Malaysian News--KUALA LUMPUR: Malaysia still has a long way to go before it can achieve Tier 1 in the United States Department of State's Trafficking in Persons (TIP) Report.
Although Malaysia retained its Tier 2 ranking this year - the same as in 2024 - Universiti Malaya criminologist Dr Haezreena Begum Abdul Hamid said many of the problems highlighted as far back as 2016 remained unresolved.
"They are still the same old recurring problems.
"For example, the conflation of trafficking and smuggling, the conflation of trafficking and migration," she told the New Straits Times.
Haezreena, who sits on the Anti-Trafficking in Persons and Anti-Smuggling of Migrants Council (Mapo) Human Trafficking Advisory Group and works closely with victims, stressed that the biggest hurdle was proper identification.

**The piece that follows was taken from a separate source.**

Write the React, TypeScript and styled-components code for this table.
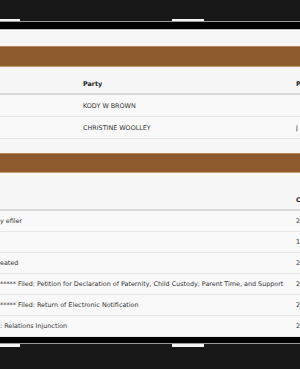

"The enforcers are the first responders.
"They do not know how to identify who are victims and who are not because their understanding is not deep.
"The report also points this out," she said.
She said that requiring trafficked persons to self-identify - the current modus operandi - was flawed.
"That is very, very tricky and it can be wrong.
"From my experience interviewing victims since 2016, many do not self-identify.
"They may know they are being treated unfairly but would not call themselves victims," she said, adding that the term "victim" carried negative connotations of weakness that further deterred self-recognition.
Haezreena said that in many cases, individuals consent to migrate but are exploited only upon arrival, making trafficking harder to establish.
"At times, genuine victims are misclassified as criminals and subjected to the justice system rather than receiving the protection they need," she said, noting that the reverse also happened when smuggled migrants posed as victims to avoid punishment.
She said prosecutors and investigators were not sufficiently trained to understand the complexities of human trafficking.
"They may have allocated certain deputy public prosecutors, but they don't just do trafficking cases.
"They handle other cases as well," she said.
Haezreena said Malaysia needed specialised evidentiary laws to deal with trafficking cases.
"Getting the evidence is not easy because you have to prove the act, the means, and the purpose.
"Can they really prove that in court?" she asked.
She also said conviction rates should be more clearly broken down between guilty pleas and contested trials.
"If the convictions are mostly from guilty pleas, that's not a fair benchmark. Those who fight are usually people with resources and good lawyers," she said.
While she acknowledged that victim protection had improved since 2016, with shelters now more homely and allowances, limited outings, and video calls provided, she argued that Malaysia still infantilised victims by detaining them as prosecution witnesses.
"This is despite low conviction rates and the absence of trafficking visas," she said.